- _Request_:
Copy out the listing that follows, exactly, without its pictures.

- _Collected data_:
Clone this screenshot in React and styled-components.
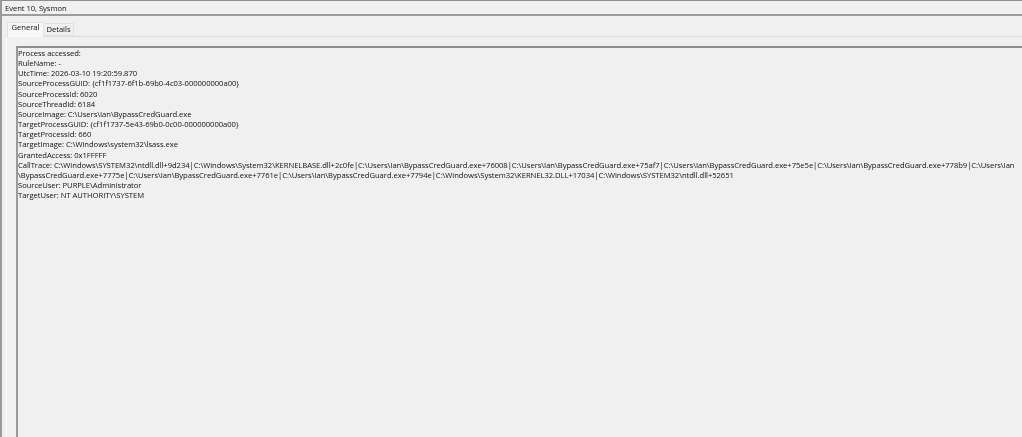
import React from "react";
import styled, { createGlobalStyle } from "styled-components";

const GlobalStyle = createGlobalStyle`
  html, body {
    margin: 0;
    padding: 0;
    background: #f0f0f0;
  }
`;

const Window = styled.div`
  box-sizing: border-box;
  width: 1022px;
  height: 437px;
  overflow: hidden;
  display: flex;
  flex-direction: column;
  background: #f0f0f0;
  border-top: 1px solid #8f8f8f;
  border-left: 2px solid #9a9a9a;
  font-family: "Open Sans", "Noto Sans", sans-serif;
  font-size: 7.65px;
  letter-spacing: -0.05px;
  color: #111;
  filter: blur(0.25px);
`;

const TitleBar = styled.div`
  box-sizing: border-box;
  height: 15px;
  flex: none;
  padding: 1px 0 0 3px;
  line-height: 12px;
  border-bottom: 2px solid #9c9c9c;
`;

const Body = styled.div`
  flex: 1;
  display: flex;
  flex-direction: column;
  padding: 5px 0 0 4px;
  min-height: 0;
`;

const TabStrip = styled.div`
  flex: none;
  height: 15px;
  display: flex;
  align-items: flex-end;
  padding-left: 1px;
  border-bottom: 1px solid #dcdcdc;
`;

const Tab = styled.div`
  box-sizing: border-box;
  height: ${(p) => (p.$active ? "15px" : "13px")};
  width: ${(p) => (p.$active ? "37px" : "30px")};
  margin-bottom: ${(p) => (p.$active ? "-1px" : "0")};
  text-align: center;
  line-height: ${(p) => (p.$active ? "9px" : "11px")};
  background: ${(p) => (p.$active ? "#f7f7f7" : "#f0f0f0")};
  border: 1px solid #e2e2e2;
  border-bottom: ${(p) => (p.$active ? "none" : "1px solid #e2e2e2")};
  border-left: ${(p) => (p.$active ? "1px solid #e2e2e2" : "none")};
`;

const TabPanel = styled.div`
  flex: 1;
  min-height: 0;
  padding: 9px 0 0 9px;
  border-left: 1px solid #fbfbfb;
  display: flex;
`;

const TextBox = styled.div`
  box-sizing: border-box;
  flex: 1;
  border-top: 2px solid #8e8e8e;
  border-left: 2px solid #9a9a9a;
  background: #f0f0f0;
`;

const Line = styled.div`
  height: 10.17px;
  line-height: 10.17px;
  white-space: nowrap;
`;

const lines = [
  "Process accessed:",
  "RuleName: -",
  "UtcTime: 2026-03-10 19:20:59.870",
  "SourceProcessGUID: {cf1f1737-6f1b-69b0-4c03-000000000a00}",
  "SourceProcessId: 6020",
  "SourceThreadId: 6184",
  "SourceImage: C:\\Users\\Ian\\BypassCredGuard.exe",
  "TargetProcessGUID: {cf1f1737-5e43-69b0-0c00-000000000a00}",
  "TargetProcessId: 660",
  "TargetImage: C:\\Windows\\system32\\lsass.exe",
  "GrantedAccess: 0x1FFFFF",
  "CallTrace: C:\\Windows\\SYSTEM32\\ntdll.dll+9d234|C:\\Windows\\System32\\KERNELBASE.dll+2c0fe|C:\\Users\\Ian\\BypassCredGuard.exe+76008|C:\\Users\\Ian\\BypassCredGuard.exe+75af7|C:\\Users\\Ian\\BypassCredGuard.exe+75e5e|C:\\Users\\Ian\\BypassCredGuard.exe+778b9|C:\\Users\\Ian",
  "\\BypassCredGuard.exe+7775e|C:\\Users\\Ian\\BypassCredGuard.exe+7761e|C:\\Users\\Ian\\BypassCredGuard.exe+7794e|C:\\Windows\\System32\\KERNEL32.DLL+17034|C:\\Windows\\SYSTEM32\\ntdll.dll+52651",
  "SourceUser: PURPLE\\Administrator",
  "TargetUser: NT AUTHORITY\\SYSTEM",
];

const App = () => {
  return (
    <>
      <GlobalStyle />
      <Window>
        <TitleBar>Event 10, Sysmon</TitleBar>
        <Body>
          <TabStrip>
            <Tab $active>General</Tab>
            <Tab>Details</Tab>
          </TabStrip>
          <TabPanel>
            <TextBox>
              {lines.map((line) => (
                <Line key={line}>{line}</Line>
              ))}
            </TextBox>
          </TabPanel>
        </Body>
      </Window>
    </>
  );
};

export default App;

- _Task response_:
Clone this screenshot in React and styled-components.
import React from "react";
import styled, { createGlobalStyle } from "styled-components";

const GlobalStyle = createGlobalStyle`
  html, body {
    margin: 0;
    padding: 0;
    background: #f0f0f0;
  }
`;

const Window = styled.div`
  box-sizing: border-box;
  width: 1022px;
  height: 437px;
  overflow: hidden;
  display: flex;
  flex-direction: column;
  background: #f0f0f0;
  border-top: 1px solid #8f8f8f;
  border-left: 2px solid #9a9a9a;
  font-family: "Open Sans", "Noto Sans", sans-serif;
  font-size: 7.65px;
  letter-spacing: -0.05px;
  color: #111;
  filter: blur(0.25px);
`;

const TitleBar = styled.div`
  box-sizing: border-box;
  height: 15px;
  flex: none;
  padding: 1px 0 0 3px;
  line-height: 12px;
  border-bottom: 2px solid #9c9c9c;
`;

const Body = styled.div`
  flex: 1;
  display: flex;
  flex-direction: column;
  padding: 5px 0 0 4px;
  min-height: 0;
`;

const TabStrip = styled.div`
  flex: none;
  height: 15px;
  display: flex;
  align-items: flex-end;
  padding-left: 1px;
  border-bottom: 1px solid #dcdcdc;
`;

const Tab = styled.div`
  box-sizing: border-box;
  height: ${(p) => (p.$active ? "15px" : "13px")};
  width: ${(p) => (p.$active ? "37px" : "30px")};
  margin-bottom: ${(p) => (p.$active ? "-1px" : "0")};
  text-align: center;
  line-height: ${(p) => (p.$active ? "9px" : "11px")};
  background: ${(p) => (p.$active ? "#f7f7f7" : "#f0f0f0")};
  border: 1px solid #e2e2e2;
  border-bottom: ${(p) => (p.$active ? "none" : "1px solid #e2e2e2")};
  border-left: ${(p) => (p.$active ? "1px solid #e2e2e2" : "none")};
`;

const TabPanel = styled.div`
  flex: 1;
  min-height: 0;
  padding: 9px 0 0 9px;
  border-left: 1px solid #fbfbfb;
  display: flex;
`;

const TextBox = styled.div`
  box-sizing: border-box;
  flex: 1;
  border-top: 2px solid #8e8e8e;
  border-left: 2px solid #9a9a9a;
  background: #f0f0f0;
`;

const Line = styled.div`
  height: 10.17px;
  line-height: 10.17px;
  white-space: nowrap;
`;

const lines = [
  "Process accessed:",
  "RuleName: -",
  "UtcTime: 2026-03-10 19:20:59.870",
  "SourceProcessGUID: {cf1f1737-6f1b-69b0-4c03-000000000a00}",
  "SourceProcessId: 6020",
  "SourceThreadId: 6184",
  "SourceImage: C:\\Users\\Ian\\BypassCredGuard.exe",
  "TargetProcessGUID: {cf1f1737-5e43-69b0-0c00-000000000a00}",
  "TargetProcessId: 660",
  "TargetImage: C:\\Windows\\system32\\lsass.exe",
  "GrantedAccess: 0x1FFFFF",
  "CallTrace: C:\\Windows\\SYSTEM32\\ntdll.dll+9d234|C:\\Windows\\System32\\KERNELBASE.dll+2c0fe|C:\\Users\\Ian\\BypassCredGuard.exe+76008|C:\\Users\\Ian\\BypassCredGuard.exe+75af7|C:\\Users\\Ian\\BypassCredGuard.exe+75e5e|C:\\Users\\Ian\\BypassCredGuard.exe+778b9|C:\\Users\\Ian",
  "\\BypassCredGuard.exe+7775e|C:\\Users\\Ian\\BypassCredGuard.exe+7761e|C:\\Users\\Ian\\BypassCredGuard.exe+7794e|C:\\Windows\\System32\\KERNEL32.DLL+17034|C:\\Windows\\SYSTEM32\\ntdll.dll+52651",
  "SourceUser: PURPLE\\Administrator",
  "TargetUser: NT AUTHORITY\\SYSTEM",
];

const App = () => {
  return (
    <>
      <GlobalStyle />
      <Window>
        <TitleBar>Event 10, Sysmon</TitleBar>
        <Body>
          <TabStrip>
            <Tab $active>General</Tab>
            <Tab>Details</Tab>
          </TabStrip>
          <TabPanel>
            <TextBox>
              {lines.map((line) => (
                <Line key={line}>{line}</Line>
              ))}
            </TextBox>
          </TabPanel>
        </Body>
      </Window>
    </>
  );
};

export default App;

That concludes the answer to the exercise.